▶ EXERCISE TASK
Your task is to give the listing below back word for word, pictures excluded.

▶ SUPPLIED MATERIAL
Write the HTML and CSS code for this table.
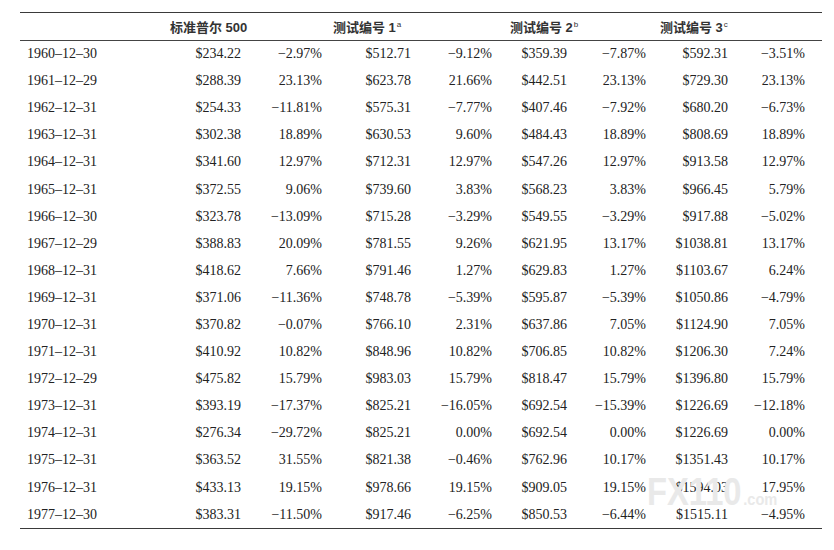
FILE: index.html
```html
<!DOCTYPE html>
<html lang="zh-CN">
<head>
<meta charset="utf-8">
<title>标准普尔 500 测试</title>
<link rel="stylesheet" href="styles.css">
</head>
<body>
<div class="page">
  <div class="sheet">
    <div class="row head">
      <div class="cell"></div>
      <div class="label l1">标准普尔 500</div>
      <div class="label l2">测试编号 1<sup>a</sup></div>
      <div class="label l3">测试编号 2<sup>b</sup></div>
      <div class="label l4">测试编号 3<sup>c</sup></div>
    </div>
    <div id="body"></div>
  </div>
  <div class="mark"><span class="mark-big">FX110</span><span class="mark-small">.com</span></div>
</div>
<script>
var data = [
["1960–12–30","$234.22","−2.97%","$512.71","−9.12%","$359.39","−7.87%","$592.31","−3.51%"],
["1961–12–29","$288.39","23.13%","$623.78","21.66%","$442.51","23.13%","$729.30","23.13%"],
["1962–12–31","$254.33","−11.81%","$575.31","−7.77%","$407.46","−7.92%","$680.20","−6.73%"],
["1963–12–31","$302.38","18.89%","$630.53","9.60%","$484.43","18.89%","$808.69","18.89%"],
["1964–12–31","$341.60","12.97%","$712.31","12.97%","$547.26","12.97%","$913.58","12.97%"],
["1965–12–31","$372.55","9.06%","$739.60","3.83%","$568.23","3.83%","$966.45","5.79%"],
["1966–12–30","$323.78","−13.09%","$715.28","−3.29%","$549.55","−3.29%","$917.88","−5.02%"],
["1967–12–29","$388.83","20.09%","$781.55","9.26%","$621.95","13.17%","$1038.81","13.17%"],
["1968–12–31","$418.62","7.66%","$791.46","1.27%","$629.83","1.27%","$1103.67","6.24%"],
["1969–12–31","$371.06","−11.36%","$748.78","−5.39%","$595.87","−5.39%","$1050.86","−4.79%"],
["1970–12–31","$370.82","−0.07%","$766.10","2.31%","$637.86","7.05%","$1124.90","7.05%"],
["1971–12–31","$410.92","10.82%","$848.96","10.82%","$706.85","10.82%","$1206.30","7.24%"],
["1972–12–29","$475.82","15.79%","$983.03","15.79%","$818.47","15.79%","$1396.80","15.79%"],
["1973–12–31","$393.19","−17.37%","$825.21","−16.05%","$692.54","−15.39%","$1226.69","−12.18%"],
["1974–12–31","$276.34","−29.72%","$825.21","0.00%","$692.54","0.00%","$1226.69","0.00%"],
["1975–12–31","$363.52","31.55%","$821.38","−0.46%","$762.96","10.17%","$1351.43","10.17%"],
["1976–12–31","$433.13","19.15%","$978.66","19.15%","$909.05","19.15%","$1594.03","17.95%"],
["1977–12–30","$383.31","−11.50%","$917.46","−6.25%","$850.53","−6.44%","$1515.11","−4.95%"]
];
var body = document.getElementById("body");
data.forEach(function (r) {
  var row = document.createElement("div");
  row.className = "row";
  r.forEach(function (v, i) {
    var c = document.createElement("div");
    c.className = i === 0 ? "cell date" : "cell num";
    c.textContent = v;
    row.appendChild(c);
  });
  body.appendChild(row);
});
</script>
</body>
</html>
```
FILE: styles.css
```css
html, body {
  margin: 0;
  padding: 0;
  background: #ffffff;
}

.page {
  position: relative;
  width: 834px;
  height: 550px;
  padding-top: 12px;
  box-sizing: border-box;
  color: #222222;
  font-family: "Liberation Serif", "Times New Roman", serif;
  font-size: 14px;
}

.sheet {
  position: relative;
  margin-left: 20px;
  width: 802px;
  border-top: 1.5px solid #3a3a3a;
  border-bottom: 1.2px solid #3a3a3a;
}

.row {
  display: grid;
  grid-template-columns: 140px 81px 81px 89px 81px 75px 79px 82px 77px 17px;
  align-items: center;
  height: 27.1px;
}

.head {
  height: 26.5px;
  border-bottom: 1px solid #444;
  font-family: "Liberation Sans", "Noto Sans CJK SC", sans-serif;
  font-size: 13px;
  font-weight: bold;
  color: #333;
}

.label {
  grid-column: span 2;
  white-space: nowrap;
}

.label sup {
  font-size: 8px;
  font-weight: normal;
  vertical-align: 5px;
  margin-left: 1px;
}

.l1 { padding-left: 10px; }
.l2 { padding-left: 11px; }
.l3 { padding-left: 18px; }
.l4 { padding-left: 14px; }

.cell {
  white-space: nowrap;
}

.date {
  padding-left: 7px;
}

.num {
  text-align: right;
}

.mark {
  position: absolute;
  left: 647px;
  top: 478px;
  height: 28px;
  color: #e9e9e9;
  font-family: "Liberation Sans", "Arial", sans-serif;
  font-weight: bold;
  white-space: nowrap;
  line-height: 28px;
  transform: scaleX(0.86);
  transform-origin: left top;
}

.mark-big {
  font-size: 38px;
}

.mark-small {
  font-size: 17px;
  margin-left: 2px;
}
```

▶ WORKED ANSWER
Write the HTML and CSS code for this table.
FILE: index.html
```html
<!DOCTYPE html>
<html lang="zh-CN">
<head>
<meta charset="utf-8">
<title>标准普尔 500 测试</title>
<link rel="stylesheet" href="styles.css">
</head>
<body>
<div class="page">
  <div class="sheet">
    <div class="row head">
      <div class="cell"></div>
      <div class="label l1">标准普尔 500</div>
      <div class="label l2">测试编号 1<sup>a</sup></div>
      <div class="label l3">测试编号 2<sup>b</sup></div>
      <div class="label l4">测试编号 3<sup>c</sup></div>
    </div>
    <div id="body"></div>
  </div>
  <div class="mark"><span class="mark-big">FX110</span><span class="mark-small">.com</span></div>
</div>
<script>
var data = [
["1960–12–30","$234.22","−2.97%","$512.71","−9.12%","$359.39","−7.87%","$592.31","−3.51%"],
["1961–12–29","$288.39","23.13%","$623.78","21.66%","$442.51","23.13%","$729.30","23.13%"],
["1962–12–31","$254.33","−11.81%","$575.31","−7.77%","$407.46","−7.92%","$680.20","−6.73%"],
["1963–12–31","$302.38","18.89%","$630.53","9.60%","$484.43","18.89%","$808.69","18.89%"],
["1964–12–31","$341.60","12.97%","$712.31","12.97%","$547.26","12.97%","$913.58","12.97%"],
["1965–12–31","$372.55","9.06%","$739.60","3.83%","$568.23","3.83%","$966.45","5.79%"],
["1966–12–30","$323.78","−13.09%","$715.28","−3.29%","$549.55","−3.29%","$917.88","−5.02%"],
["1967–12–29","$388.83","20.09%","$781.55","9.26%","$621.95","13.17%","$1038.81","13.17%"],
["1968–12–31","$418.62","7.66%","$791.46","1.27%","$629.83","1.27%","$1103.67","6.24%"],
["1969–12–31","$371.06","−11.36%","$748.78","−5.39%","$595.87","−5.39%","$1050.86","−4.79%"],
["1970–12–31","$370.82","−0.07%","$766.10","2.31%","$637.86","7.05%","$1124.90","7.05%"],
["1971–12–31","$410.92","10.82%","$848.96","10.82%","$706.85","10.82%","$1206.30","7.24%"],
["1972–12–29","$475.82","15.79%","$983.03","15.79%","$818.47","15.79%","$1396.80","15.79%"],
["1973–12–31","$393.19","−17.37%","$825.21","−16.05%","$692.54","−15.39%","$1226.69","−12.18%"],
["1974–12–31","$276.34","−29.72%","$825.21","0.00%","$692.54","0.00%","$1226.69","0.00%"],
["1975–12–31","$363.52","31.55%","$821.38","−0.46%","$762.96","10.17%","$1351.43","10.17%"],
["1976–12–31","$433.13","19.15%","$978.66","19.15%","$909.05","19.15%","$1594.03","17.95%"],
["1977–12–30","$383.31","−11.50%","$917.46","−6.25%","$850.53","−6.44%","$1515.11","−4.95%"]
];
var body = document.getElementById("body");
data.forEach(function (r) {
  var row = document.createElement("div");
  row.className = "row";
  r.forEach(function (v, i) {
    var c = document.createElement("div");
    c.className = i === 0 ? "cell date" : "cell num";
    c.textContent = v;
    row.appendChild(c);
  });
  body.appendChild(row);
});
</script>
</body>
</html>
```
FILE: styles.css
```css
html, body {
  margin: 0;
  padding: 0;
  background: #ffffff;
}

.page {
  position: relative;
  width: 834px;
  height: 550px;
  padding-top: 12px;
  box-sizing: border-box;
  color: #222222;
  font-family: "Liberation Serif", "Times New Roman", serif;
  font-size: 14px;
}

.sheet {
  position: relative;
  margin-left: 20px;
  width: 802px;
  border-top: 1.5px solid #3a3a3a;
  border-bottom: 1.2px solid #3a3a3a;
}

.row {
  display: grid;
  grid-template-columns: 140px 81px 81px 89px 81px 75px 79px 82px 77px 17px;
  align-items: center;
  height: 27.1px;
}

.head {
  height: 26.5px;
  border-bottom: 1px solid #444;
  font-family: "Liberation Sans", "Noto Sans CJK SC", sans-serif;
  font-size: 13px;
  font-weight: bold;
  color: #333;
}

.label {
  grid-column: span 2;
  white-space: nowrap;
}

.label sup {
  font-size: 8px;
  font-weight: normal;
  vertical-align: 5px;
  margin-left: 1px;
}

.l1 { padding-left: 10px; }
.l2 { padding-left: 11px; }
.l3 { padding-left: 18px; }
.l4 { padding-left: 14px; }

.cell {
  white-space: nowrap;
}

.date {
  padding-left: 7px;
}

.num {
  text-align: right;
}

.mark {
  position: absolute;
  left: 647px;
  top: 478px;
  height: 28px;
  color: #e9e9e9;
  font-family: "Liberation Sans", "Arial", sans-serif;
  font-weight: bold;
  white-space: nowrap;
  line-height: 28px;
  transform: scaleX(0.86);
  transform-origin: left top;
}

.mark-big {
  font-size: 38px;
}

.mark-small {
  font-size: 17px;
  margin-left: 2px;
}
```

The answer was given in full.